When Kennedy ran for president in 1960, the Irish American Catholic was much like a majority of the church’s U.S. faithful, being descended from white Europeans.

He wasn’t known as particularly religious, yet his Catholicism caused a stir. Protestants openly questioned whether he would take orders from the pope, an issue he addressed in a 1960 speech to the Greater Houston Ministerial Assn.

“I am not the Catholic candidate for president,” he said. “I am the Democratic Party’s candidate for president, who happens also to be a Catholic. I do not speak for my church on public matters, and the church does not speak for me.”

Biden’s ancestors also immigrated to the U.S. from Ireland, as well as England and France. He was born in Scranton, Pa., which Irish Catholic industrial workers helped establish, and raised in and around Wilmington, Del., which also has deep Irish Catholic roots.

“Today it’s just a little more than half of Catholics who are white,” while 40% are Latino, said Kathleen Holscher, an associate professor of religious studies at the University of New Mexico and past president of the American Catholic Historical Assn.

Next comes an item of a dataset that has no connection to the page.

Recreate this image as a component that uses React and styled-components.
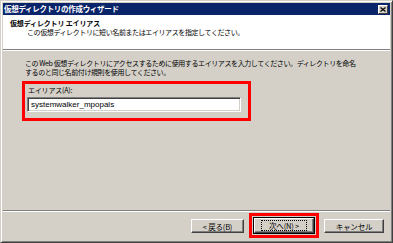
import React from "react";
import styled, { createGlobalStyle } from "styled-components";

const GlobalStyle = createGlobalStyle`
  html, body { margin: 0; padding: 0; background: #d4d0c8; }
  body {
    width: 393px; height: 243px; overflow: hidden;
    font-family: "Noto Sans CJK JP", "Noto Sans", sans-serif;
    color: #000;
  }
`;

const Window = styled.div`
  box-sizing: border-box;
  width: 393px;
  height: 243px;
  background: #d4d0c8;
  border-style: solid;
  border-width: 1px;
  border-color: #d4d0c8 #404040 #404040 #d4d0c8;
  box-shadow: inset 1px 1px 0 #ffffff, inset -1px -1px 0 #808080;
  padding: 2px;
  display: flex;
  flex-direction: column;
`;

const TitleBar = styled.div`
  height: 12px;
  background: #0a246a;
  color: #fff;
  display: flex;
  align-items: center;
  justify-content: space-between;
  padding: 0 2px 0 1px;
  flex-shrink: 0;
`;

const TitleText = styled.span`
  font-size: 7.5px;
  font-weight: bold;
  letter-spacing: -0.3px;
  line-height: 12px;
  white-space: nowrap;
`;

const CloseButton = styled.div`
  box-sizing: border-box;
  width: 10px;
  height: 9px;
  background: #d4d0c8;
  border: 1px solid;
  border-color: #ffffff #404040 #404040 #ffffff;
  display: flex;
  align-items: center;
  justify-content: center;
`;

const Header = styled.div`
  height: 35px;
  background: #ffffff;
  border-bottom: 1px solid #808080;
  box-shadow: 0 1px 0 #ffffff;
  padding: 4px 0 0 7px;
  box-sizing: border-box;
  flex-shrink: 0;
`;

const HeaderTitle = styled.div`
  font-size: 7px;
  font-weight: bold;
  letter-spacing: -0.15px;
  line-height: 9px;
  white-space: nowrap;
`;

const HeaderSub = styled.div`
  font-size: 7px;
  letter-spacing: -0.4px;
  line-height: 9px;
  padding-left: 17px;
  white-space: nowrap;
`;

const Body = styled.div`
  flex: 1;
  padding: 9px 0 0 19px;
  display: flex;
  flex-direction: column;
`;

const Description = styled.div`
  margin-left: 3px;
  font-size: 7px;
  letter-spacing: -0.4px;
  line-height: 9px;
  white-space: nowrap;
`;

const Highlight = styled.div`
  box-sizing: border-box;
  width: 229px;
  height: 40px;
  margin-top: 4px;
  border: 3px solid #ff0000;
  padding: 2px 0 0 2px;
  display: flex;
  flex-direction: column;
`;

const Label = styled.div`
  font-size: 7px;
  letter-spacing: -0.2px;
  line-height: 9px;
  padding-left: 1px;
  white-space: nowrap;
`;

const TextInput = styled.div`
  box-sizing: border-box;
  width: 214px;
  height: 15px;
  margin-top: 2px;
  background: #ffffff;
  border: 1px solid;
  border-color: #808080 #ffffff #ffffff #808080;
  box-shadow: inset 1px 1px 0 #404040, inset -1px -1px 0 #d4d0c8;
  font-family: "Liberation Sans", Arial, sans-serif;
  font-size: 8px;
  line-height: 13px;
  padding-left: 3px;
  white-space: nowrap;
`;

const Footer = styled.div`
  height: 30px;
  border-top: 1px solid #808080;
  box-shadow: inset 0 1px 0 #ffffff;
  box-sizing: border-box;
  padding: 1px 6px 0 0;
  display: flex;
  justify-content: flex-end;
  align-items: center;
  gap: 5px;
  flex-shrink: 0;
`;

const Button = styled.div`
  box-sizing: border-box;
  width: ${(p) => p.$w || 60}px;
  height: 14px;
  background: #d4d0c8;
  border: 1px solid;
  border-color: #ffffff #404040 #404040 #ffffff;
  box-shadow: inset -1px -1px 0 #808080;
  font-size: 7.5px;
  letter-spacing: -0.2px;
  display: flex;
  align-items: center;
  justify-content: center;
  white-space: nowrap;
`;

const DefaultButton = styled(Button)`
  height: 15px;
  outline: 1px solid #000;
  outline-offset: 0;
`;

const FocusRing = styled.span`
  border: 1px dotted #000;
  padding: 0 7px;
  line-height: 9px;
`;

const RedWrap = styled.div`
  box-sizing: border-box;
  width: 70px;
  height: 25px;
  border: 3px solid #ff0000;
  display: flex;
  align-items: center;
  justify-content: center;
  margin-top: -2px;
`;

export default function App() {
  return (
    <>
      <GlobalStyle />
      <Window>
        <TitleBar>
          <TitleText>仮想ディレクトリの作成ウィザード</TitleText>
          <CloseButton>
            <svg width="6" height="5" viewBox="0 0 6 5">
              <path d="M0.5 0.5 L5.5 4.5 M5.5 0.5 L0.5 4.5" stroke="#000" strokeWidth="1.2" />
            </svg>
          </CloseButton>
        </TitleBar>
        <Header>
          <HeaderTitle>仮想ディレクトリ エイリアス</HeaderTitle>
          <HeaderSub>この仮想ディレクトリに短い名前またはエイリアスを指定してください。</HeaderSub>
        </Header>
        <Body>
          <Description>
            この Web 仮想ディレクトリにアクセスするために使用するエイリアスを入力してください。ディレクトリを命名
            <br />
            するのと同じ名前付け規則を使用してください。
          </Description>
          <Highlight>
            <Label>エイリアス(A):</Label>
            <TextInput>systemwalker_mpopals</TextInput>
          </Highlight>
        </Body>
        <Footer>
          <Button $w={53}>&lt; 戻る(B)</Button>
          <RedWrap>
            <DefaultButton $w={60}>
              <FocusRing>次へ(N) &gt;</FocusRing>
            </DefaultButton>
          </RedWrap>
          <Button $w={60}>キャンセル</Button>
        </Footer>
      </Window>
    </>
  );
}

“Biden represents a much different, older, whiter generation of Catholic culture in the country,” she said.

Felix Lopez, a 36-year-old roofer raised in El Salvador, prays daily at the Latino parish of Our Lady of Guadalupe in Sioux Falls, S.D. In Biden, he sees a man who “can speak about the power of Jesus,” but said he feels the president falls short on abortion, an issue Lopez considers key.

Wife Rosa Lopez, a Salvadoran American from California who attends Mass once a week at most, described Biden as “really religious and Catholic, something that makes you feel good to see as someone leading the country.”

The daughter of immigrants said Biden has “really great ideas about immigration reform,” a view she sees at the core of the church’s mission. But she wondered how much Biden’s faith would translate into policies.

“Religion is one thing, and it’s important,” she said, “but that’s only one part of being a leader of the country.”